» **STATED TASK**
Leave out any picture and return the remaining listing below exactly as given.

» **SOURCE EXCERPT**
>>>
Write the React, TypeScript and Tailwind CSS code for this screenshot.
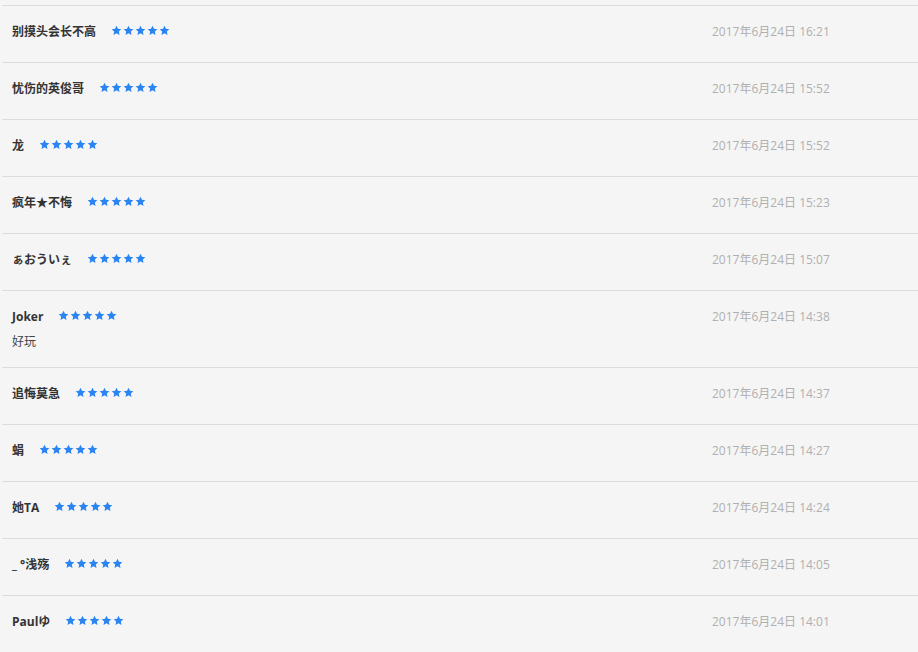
import { Fragment } from "react";

type Review = {
  user: string;
  time: string;
  comment?: string;
};

const reviews: Review[] = [
  { user: "别摸头会长不高", time: "2017年6月24日 16:21" },
  { user: "忧伤的英俊哥", time: "2017年6月24日 15:52" },
  { user: "龙", time: "2017年6月24日 15:52" },
  { user: "疯年★不悔", time: "2017年6月24日 15:23" },
  { user: "ぁおういぇ", time: "2017年6月24日 15:07" },
  { user: "Joker", time: "2017年6月24日 14:38", comment: "好玩" },
  { user: "追悔莫急", time: "2017年6月24日 14:37" },
  { user: "蜎", time: "2017年6月24日 14:27" },
  { user: "她TA", time: "2017年6月24日 14:24" },
  { user: "_ °浅殇", time: "2017年6月24日 14:05" },
  { user: "Paulゆ", time: "2017年6月24日 14:01" },
];

function Star() {
  return (
    <svg width="11" height="11" viewBox="0 0 24 24" className="fill-[#2a85f2]">
      <path d="M12 1.5l3.2 6.8 7.3.9-5.4 5.1 1.4 7.3L12 18l-6.5 3.6 1.4-7.3L1.5 9.2l7.3-.9z" />
    </svg>
  );
}

function Stars({ count = 5 }: { count?: number }) {
  return (
    <div className="flex items-center gap-[1px] -mt-[3px]">
      {Array.from({ length: count }).map((_, i) => (
        <Star key={i} />
      ))}
    </div>
  );
}

function ReviewRow({ review }: { review: Review }) {
  return (
    <div className="flex justify-between border-b border-[#dcdcdc] pl-[10px] pt-[17px] pb-[15px]">
      <div className="flex-1">
        <div className="flex items-center h-[18px]">
          <span className="font-bold text-[12px] leading-[18px] text-[#333]">{review.user}</span>
          <span className="ml-[15px]">
            <Stars />
          </span>
        </div>
        {review.comment ? (
          <div className="mt-[7px] mb-[1px] text-[12px] leading-[18px] text-[#444]">{review.comment}</div>
        ) : (
          <div className="h-[6px]" />
        )}
      </div>
      <div className="w-[206px] text-[12px] leading-[18px] text-[#b0b0b0]">{review.time}</div>
    </div>
  );
}

export default function App() {
  return (
    <div
      className="min-h-[652px] w-[918px] bg-[#f5f5f5] overflow-hidden"
      style={{ fontFamily: '"Open Sans", "Noto Sans CJK SC", sans-serif' }}
    >
      <div className="ml-[2px]">
        <div className="h-[6px] border-b border-[#dcdcdc]" />
        {reviews.map((r, i) => (
          <Fragment key={i}>
            <ReviewRow review={r} />
          </Fragment>
        ))}
      </div>
    </div>
  );
}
<<<
» **WRITTEN RESPONSE**
Write the React, TypeScript and Tailwind CSS code for this screenshot.
import { Fragment } from "react";

type Review = {
  user: string;
  time: string;
  comment?: string;
};

const reviews: Review[] = [
  { user: "别摸头会长不高", time: "2017年6月24日 16:21" },
  { user: "忧伤的英俊哥", time: "2017年6月24日 15:52" },
  { user: "龙", time: "2017年6月24日 15:52" },
  { user: "疯年★不悔", time: "2017年6月24日 15:23" },
  { user: "ぁおういぇ", time: "2017年6月24日 15:07" },
  { user: "Joker", time: "2017年6月24日 14:38", comment: "好玩" },
  { user: "追悔莫急", time: "2017年6月24日 14:37" },
  { user: "蜎", time: "2017年6月24日 14:27" },
  { user: "她TA", time: "2017年6月24日 14:24" },
  { user: "_ °浅殇", time: "2017年6月24日 14:05" },
  { user: "Paulゆ", time: "2017年6月24日 14:01" },
];

function Star() {
  return (
    <svg width="11" height="11" viewBox="0 0 24 24" className="fill-[#2a85f2]">
      <path d="M12 1.5l3.2 6.8 7.3.9-5.4 5.1 1.4 7.3L12 18l-6.5 3.6 1.4-7.3L1.5 9.2l7.3-.9z" />
    </svg>
  );
}

function Stars({ count = 5 }: { count?: number }) {
  return (
    <div className="flex items-center gap-[1px] -mt-[3px]">
      {Array.from({ length: count }).map((_, i) => (
        <Star key={i} />
      ))}
    </div>
  );
}

function ReviewRow({ review }: { review: Review }) {
  return (
    <div className="flex justify-between border-b border-[#dcdcdc] pl-[10px] pt-[17px] pb-[15px]">
      <div className="flex-1">
        <div className="flex items-center h-[18px]">
          <span className="font-bold text-[12px] leading-[18px] text-[#333]">{review.user}</span>
          <span className="ml-[15px]">
            <Stars />
          </span>
        </div>
        {review.comment ? (
          <div className="mt-[7px] mb-[1px] text-[12px] leading-[18px] text-[#444]">{review.comment}</div>
        ) : (
          <div className="h-[6px]" />
        )}
      </div>
      <div className="w-[206px] text-[12px] leading-[18px] text-[#b0b0b0]">{review.time}</div>
    </div>
  );
}

export default function App() {
  return (
    <div
      className="min-h-[652px] w-[918px] bg-[#f5f5f5] overflow-hidden"
      style={{ fontFamily: '"Open Sans", "Noto Sans CJK SC", sans-serif' }}
    >
      <div className="ml-[2px]">
        <div className="h-[6px] border-b border-[#dcdcdc]" />
        {reviews.map((r, i) => (
          <Fragment key={i}>
            <ReviewRow review={r} />
          </Fragment>
        ))}
      </div>
    </div>
  );
}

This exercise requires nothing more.